Although the allegations in the indictment – kickbacks, drug-dealing, intimidation and death – mirror a mafiastyle operation, this trio dubbed “the Italians” by workers in the clinics are accused of racketeering entirely within the medical community. It’s a new frontier for law enforcement and prosecutors battling the opioid epidemic.

Ready to run

Haughton says Sartini, 58, and Palma, 51, began making plans to flee to Italy as soon as the manager of the East Tennessee clinics – 53 year-old grandmother Sylvia Hofstetter – was arrested in 2015. The pair have dual citizenship. They were in Italy when the January indictment was unsealed and are being held there now. The FBI wants them extradited.

“This investigation has revealed that Sartini and Palma devised a plan to flee the United States should they ever face the likelihood of criminal prosecution,” Haughton wrote.

The pair and Rodriguez used a slew of shell companies to keep their names off the records connected to the pill mills and feeder clinics and intermediaries within the medical community to cloak their involvement and had avoided prosecution in South Florida, testimony and court records have shown.

But Hofstetter, described in Haughton’s affidavit as so closely tied to Sartini that workers thought “they were married,” had key information about the inner workings of the operation and was now behind bars in East Tennessee.
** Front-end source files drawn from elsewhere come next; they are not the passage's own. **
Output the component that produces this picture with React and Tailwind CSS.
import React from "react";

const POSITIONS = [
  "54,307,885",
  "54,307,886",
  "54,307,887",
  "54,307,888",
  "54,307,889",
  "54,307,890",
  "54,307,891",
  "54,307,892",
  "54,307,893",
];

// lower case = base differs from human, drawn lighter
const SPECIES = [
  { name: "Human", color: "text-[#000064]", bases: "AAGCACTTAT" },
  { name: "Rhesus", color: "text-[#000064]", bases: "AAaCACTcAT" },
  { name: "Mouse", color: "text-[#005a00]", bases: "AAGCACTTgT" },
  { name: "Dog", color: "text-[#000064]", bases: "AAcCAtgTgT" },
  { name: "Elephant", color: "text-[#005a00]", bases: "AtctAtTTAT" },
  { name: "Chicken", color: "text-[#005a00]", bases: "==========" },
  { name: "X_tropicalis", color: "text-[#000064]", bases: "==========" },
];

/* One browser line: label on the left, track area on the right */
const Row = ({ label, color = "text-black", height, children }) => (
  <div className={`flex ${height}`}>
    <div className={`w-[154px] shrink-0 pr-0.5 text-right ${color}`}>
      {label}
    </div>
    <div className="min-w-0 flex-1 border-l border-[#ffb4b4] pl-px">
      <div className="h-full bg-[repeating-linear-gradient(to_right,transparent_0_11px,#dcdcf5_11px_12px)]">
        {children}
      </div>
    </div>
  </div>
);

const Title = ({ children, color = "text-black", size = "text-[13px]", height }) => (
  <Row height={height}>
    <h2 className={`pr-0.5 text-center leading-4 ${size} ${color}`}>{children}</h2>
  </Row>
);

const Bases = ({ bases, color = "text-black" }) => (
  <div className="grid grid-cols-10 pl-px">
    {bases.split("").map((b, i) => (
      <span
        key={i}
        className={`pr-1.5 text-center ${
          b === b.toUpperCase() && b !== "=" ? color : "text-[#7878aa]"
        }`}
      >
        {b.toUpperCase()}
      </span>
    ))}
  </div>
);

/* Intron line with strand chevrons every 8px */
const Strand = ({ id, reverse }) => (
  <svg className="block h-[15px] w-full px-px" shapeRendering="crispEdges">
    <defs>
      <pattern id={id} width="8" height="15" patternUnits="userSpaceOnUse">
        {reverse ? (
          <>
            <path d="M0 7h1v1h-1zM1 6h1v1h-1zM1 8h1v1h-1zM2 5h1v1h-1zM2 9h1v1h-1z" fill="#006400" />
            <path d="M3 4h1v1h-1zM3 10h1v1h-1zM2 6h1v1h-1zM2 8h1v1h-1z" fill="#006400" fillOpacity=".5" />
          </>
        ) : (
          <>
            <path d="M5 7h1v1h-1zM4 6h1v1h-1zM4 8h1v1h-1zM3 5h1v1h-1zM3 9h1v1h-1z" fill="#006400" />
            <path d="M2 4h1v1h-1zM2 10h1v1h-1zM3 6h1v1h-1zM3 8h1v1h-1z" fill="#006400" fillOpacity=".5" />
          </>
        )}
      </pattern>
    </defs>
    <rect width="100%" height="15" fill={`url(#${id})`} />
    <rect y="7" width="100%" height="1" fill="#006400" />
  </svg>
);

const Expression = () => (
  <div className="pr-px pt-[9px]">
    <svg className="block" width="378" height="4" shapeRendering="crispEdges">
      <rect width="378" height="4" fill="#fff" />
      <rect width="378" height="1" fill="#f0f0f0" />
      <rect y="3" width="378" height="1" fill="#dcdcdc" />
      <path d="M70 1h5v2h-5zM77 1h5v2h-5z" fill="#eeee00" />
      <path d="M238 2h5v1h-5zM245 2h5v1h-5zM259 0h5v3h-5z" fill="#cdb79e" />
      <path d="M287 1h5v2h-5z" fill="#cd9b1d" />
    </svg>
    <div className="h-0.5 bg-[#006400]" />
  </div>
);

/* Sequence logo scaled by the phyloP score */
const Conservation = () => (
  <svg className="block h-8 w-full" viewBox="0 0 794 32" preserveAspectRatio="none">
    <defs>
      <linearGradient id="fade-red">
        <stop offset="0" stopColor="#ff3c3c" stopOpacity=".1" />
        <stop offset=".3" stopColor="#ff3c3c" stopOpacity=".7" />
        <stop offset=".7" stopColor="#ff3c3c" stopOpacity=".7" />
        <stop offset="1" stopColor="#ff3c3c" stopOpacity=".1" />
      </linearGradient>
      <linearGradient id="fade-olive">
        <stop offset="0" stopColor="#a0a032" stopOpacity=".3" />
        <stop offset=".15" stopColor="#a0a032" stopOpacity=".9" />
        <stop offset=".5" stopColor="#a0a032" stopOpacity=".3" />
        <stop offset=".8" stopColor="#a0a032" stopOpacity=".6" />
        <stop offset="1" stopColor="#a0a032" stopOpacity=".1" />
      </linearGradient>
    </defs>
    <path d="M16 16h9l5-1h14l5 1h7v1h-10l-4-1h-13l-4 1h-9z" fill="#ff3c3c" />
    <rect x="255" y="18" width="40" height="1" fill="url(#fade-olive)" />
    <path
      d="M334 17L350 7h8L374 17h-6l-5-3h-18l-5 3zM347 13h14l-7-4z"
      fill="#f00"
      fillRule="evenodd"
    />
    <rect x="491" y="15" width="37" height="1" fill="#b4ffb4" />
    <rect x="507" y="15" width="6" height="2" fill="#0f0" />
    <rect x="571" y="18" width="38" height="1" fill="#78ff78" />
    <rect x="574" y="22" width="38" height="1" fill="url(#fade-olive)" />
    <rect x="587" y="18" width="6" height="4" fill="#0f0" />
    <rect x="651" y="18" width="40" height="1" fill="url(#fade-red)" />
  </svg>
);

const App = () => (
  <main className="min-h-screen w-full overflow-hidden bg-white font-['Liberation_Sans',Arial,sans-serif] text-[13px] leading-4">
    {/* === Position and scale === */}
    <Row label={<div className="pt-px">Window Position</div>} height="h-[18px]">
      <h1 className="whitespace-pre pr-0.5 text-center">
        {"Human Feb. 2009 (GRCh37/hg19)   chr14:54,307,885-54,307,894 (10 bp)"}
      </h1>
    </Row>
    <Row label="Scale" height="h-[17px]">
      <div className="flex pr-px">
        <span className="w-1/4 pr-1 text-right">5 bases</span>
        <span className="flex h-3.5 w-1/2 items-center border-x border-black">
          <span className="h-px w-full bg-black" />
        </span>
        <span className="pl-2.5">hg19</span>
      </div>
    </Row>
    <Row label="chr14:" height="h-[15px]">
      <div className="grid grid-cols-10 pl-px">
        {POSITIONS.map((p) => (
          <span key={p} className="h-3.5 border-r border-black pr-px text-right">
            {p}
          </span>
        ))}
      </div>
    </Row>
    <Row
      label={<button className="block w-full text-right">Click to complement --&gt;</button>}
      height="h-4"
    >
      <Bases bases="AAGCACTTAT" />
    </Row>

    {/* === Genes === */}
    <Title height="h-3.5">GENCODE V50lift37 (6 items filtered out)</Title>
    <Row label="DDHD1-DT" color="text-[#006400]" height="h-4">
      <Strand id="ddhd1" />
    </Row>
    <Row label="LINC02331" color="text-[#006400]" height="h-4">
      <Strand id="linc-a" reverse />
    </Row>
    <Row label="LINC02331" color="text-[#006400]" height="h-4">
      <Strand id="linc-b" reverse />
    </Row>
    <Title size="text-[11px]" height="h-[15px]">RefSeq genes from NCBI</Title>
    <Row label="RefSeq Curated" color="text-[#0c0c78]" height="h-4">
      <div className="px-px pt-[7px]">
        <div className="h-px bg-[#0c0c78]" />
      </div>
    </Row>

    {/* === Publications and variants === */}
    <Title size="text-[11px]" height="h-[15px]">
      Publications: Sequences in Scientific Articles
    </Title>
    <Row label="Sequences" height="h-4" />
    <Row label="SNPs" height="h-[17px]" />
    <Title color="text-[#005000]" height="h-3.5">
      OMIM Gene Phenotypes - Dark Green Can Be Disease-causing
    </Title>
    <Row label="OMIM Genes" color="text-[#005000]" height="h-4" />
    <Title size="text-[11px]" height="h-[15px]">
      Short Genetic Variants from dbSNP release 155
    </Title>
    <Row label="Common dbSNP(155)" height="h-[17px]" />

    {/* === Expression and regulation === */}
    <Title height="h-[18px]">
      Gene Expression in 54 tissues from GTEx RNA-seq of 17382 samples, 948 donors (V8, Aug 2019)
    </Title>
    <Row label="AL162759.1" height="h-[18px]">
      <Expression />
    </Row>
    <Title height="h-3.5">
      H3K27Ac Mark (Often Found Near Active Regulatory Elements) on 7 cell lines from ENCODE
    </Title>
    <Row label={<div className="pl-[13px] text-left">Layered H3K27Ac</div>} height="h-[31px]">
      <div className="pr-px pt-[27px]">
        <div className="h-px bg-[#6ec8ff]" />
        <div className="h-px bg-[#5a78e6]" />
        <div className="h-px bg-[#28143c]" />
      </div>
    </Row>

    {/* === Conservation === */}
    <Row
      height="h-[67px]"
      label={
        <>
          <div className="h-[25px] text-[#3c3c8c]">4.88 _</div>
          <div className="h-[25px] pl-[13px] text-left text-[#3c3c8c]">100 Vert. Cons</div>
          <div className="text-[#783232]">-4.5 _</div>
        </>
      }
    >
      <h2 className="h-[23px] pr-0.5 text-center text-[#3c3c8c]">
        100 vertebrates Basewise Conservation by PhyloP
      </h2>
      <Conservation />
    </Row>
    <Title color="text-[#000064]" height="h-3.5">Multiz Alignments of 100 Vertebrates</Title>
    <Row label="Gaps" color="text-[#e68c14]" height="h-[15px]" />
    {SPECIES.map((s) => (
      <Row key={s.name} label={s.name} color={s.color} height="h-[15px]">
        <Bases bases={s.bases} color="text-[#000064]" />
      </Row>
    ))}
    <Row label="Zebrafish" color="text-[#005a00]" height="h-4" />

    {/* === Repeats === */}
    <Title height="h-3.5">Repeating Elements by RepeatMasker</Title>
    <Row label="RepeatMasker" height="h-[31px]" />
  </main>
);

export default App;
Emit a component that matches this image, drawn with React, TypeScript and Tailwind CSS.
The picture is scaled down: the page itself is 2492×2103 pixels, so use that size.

The FBI had arrested more than 100 people tied to the clinics, including doctors, workers and patients, and many of them were now cooperating against both Hofstetter and “the Italians.”

According to Haughton’s affidavit, Sartini and Palma ordered “various associates” to find out what the FBI knew about them “utilizing pretenses and false statements.” The pair also offered to spirit away a “co-conspirator out of the United States.”

Sartini and Palma in early 2017 visited a Miami lawyer, who “advised Sartini and Palma to flee the United States to avoid this prosecution,” Haughton wrote.

The men did just that months later, the agent said in his affidavit.

The U.S. has an extradition treaty with Italy, but federal authorities still must convince the Italian government to honor it. Haughton offered this blunt assessment of why it should.

“Sartini (and) Palma made the conscious and deliberate decision to enrich (themselves) at the expense of thousands of human lives,” Haughton wrote. “Based on the severity of the charges pending against (them) and (their) attempt to flee from this prosecution, Sartini (and) Palma should be extradited to the United States to answer for (their) serious criminal conduct.”

Chasing the market

The FBI alleges Sartini, Palma and Rodriguez were businessmen looking to cash in on the enormous profits being generated by the market for prescription painkillers the Department of Justice has said in court records the opiate makers – so-called “Big Pharma” – ginned up by lying to doctors about the addictive properties of their drugs. Doctors then began overprescribing the drugs, creating addicts out of patients.

The trio set out to capitalize on that in the early 2000s by setting up in South Florida – then the base for what would become an epidemic – a network of legitimate- looking medical facilities with the sole purpose of trading cash for prescriptions, court records allege.

They recruited doctors and other licensed prescribers to do the drug dispensing and made deals with national drug-testing laboratories to funnel them hundreds of thousands of dollars in bogus drug-testing work in return for kickbacks, Haughton alleged in the indictment.

When authorities in South Florida began cracking down on pill mills, the indictment alleges Sartini, Palma and Rodriguez simply shifted their entire operation to East Tennessee, one of the largest markets for opiates in a state where just a few years ago anyone could open a pain clinic with no medical

background required. Hofstetter remains jailed and maintains her innocence. The chief medical director of the network of clinics at issue in the case – Dandridge doctor Richard Larson – died soon after he was indicted. Other doctors who worked at the clinics have struck plea deals as have two intermediaries involved in the kickback scheme.